Walking along Moscow in evening, hardly anyone thinks that lighting designers working in lighting bureaus are involved in street lighting. Meanwhile, this is an entire industry, gaining momentum in our country. Moscow.Business asked Alexey Burykin founder of QPRO what he knows about the lighting business. The designers of this company develop lighting projects for offices, museums, restaurants, as well as urban public spaces. There is no doubt that the ubiquity of the Internet, social networks and mobile applications is fundamentally changing people’s views on what architecture should be, introducing fundamentally new requirements to shaping, materiality, functionality, adaptability and, finally, photogenicity.

– What has changed in this business since the moment you came to?

– I came to this area immediately after graduation, in 2005. 15 years ago, the market, the environment, the city they were different. That days it was a market for sellers, but now I can’t say that it is already a market for lighting designers, but it goes this way. Previously, most market participants were primarily involved in sales and distribution, and design was secondary thing. That days it was impossible to do  design at all, because there was no culture to pay for a lighting design project: even if the payment did happen, it was very seldom and had a low price. In the late 90s, access to European equipment appeared on the market and the lighting culture from Europe made responsible market participants more consciously approach their profession. Now companies not only supply with lighting equipment, but also look for the most optimal solutions in terms of technology and economics. The trend has been steadily showing over the past five years: design and delivery have become inseparable and appeared intelligent product. Another big turn for the development of the market 7–8 years ago was the transition from traditional light sources (incandescent, fluorescent and gas discharge lamps) to LED sources, which helped to reduce energy costs, and also made lighting control systems more flexible.

– How these changes did affect the work of your company?

– They have become the main indicator for the transformation of our company.

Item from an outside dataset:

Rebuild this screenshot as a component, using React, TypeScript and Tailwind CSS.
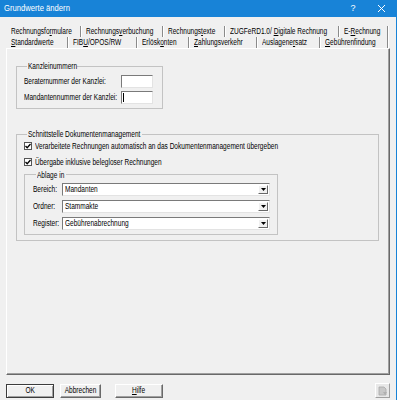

We are engaged in design and delivery, what contract distribution is. We start from the design stage. And only then strive to conclude a contract for the equipment supply. If customers already have a contractor that performs this work, then we take on the function of installation supervision and equipment adjustment, otherwise we carry out the installation ourselves.

– What difficulties will an entrepreneur who has founded a lighting bureau in Russia have to face?

– I would determine two problems. One of them is applicable to any business, not only in lighting. This is a matter of human relations. Business – it is always people: both related partners and company employees. Each person is unique. And the most important thing is to find a way to reach an agreement. We operate in a country in which a culture of communication is not always respectful to market participants. In addition, construction is not the easiest field of activity, probably not only in Russia, but also in the world. Our project can be implemented without taking into account project documentation: the creative core of a Russian person leads to the fact that sometimes every participant in the process believes that he is an artist. Another difficulty lies in the specifics of the market – it is at the formation stage, and often we, as lighting designers, have an educational function, explaining to the customer what “good” light is. Correct and high-quality light is invisible, so people notice only a “bad” light when the eye begins to ache and pulsate from discomfort. But when you explain to the customer that you are going to create a quality decision, you do not always, but often have to explain, for example, why you need a microprismatic diffuser, which creates a more comfortable light distribution, unlike a conventional opal diffuser, what is a light control system or biodynamic lighting.

– Does the modern Russian lighting market comply with global trends?

– Aesthetics, European trends – we adopted all this. Вut the level of awareness of the overall design and coordination of projects is still at a low level. This leads to the fact that the lighting of streets and houses in our country looks rather chaotic. Often the owner of a hotel or shopping center, who is faced with the task of attracting customers, says that he wants lighting brighter than that one of the neighboring building. It turns out that someone wants it to be brighter, and the other – even more brighter. If such techniques are used massively, then light cacophony is obtained.

 – How are these problems solved in Europe?

– Most of the Scandinavian countries have a document describing a master plan for city lighting. This is a strategic document that describes the strategy for changing the urban environment in terms of coverage for 10–15 years in advance – how all types of lighting devices will be connected: architectural, landscape, utilitarian functional lighting, advertising, festive, seasonal. There are instructions on what types of devices or what color temperature it would be ideal to illuminate, for example, the facades on this street and how they are consistent with the lighting of pedestrian areas and carriageways, advertising signs and holiday installations. It is necessary for the formation of a high-quality urban environment in order not to be in some lighting chaos, which we still see in present Moscow. The problem of light pollution in Europe has long been actively solved, guided by the postulate that light is needed where it is needed.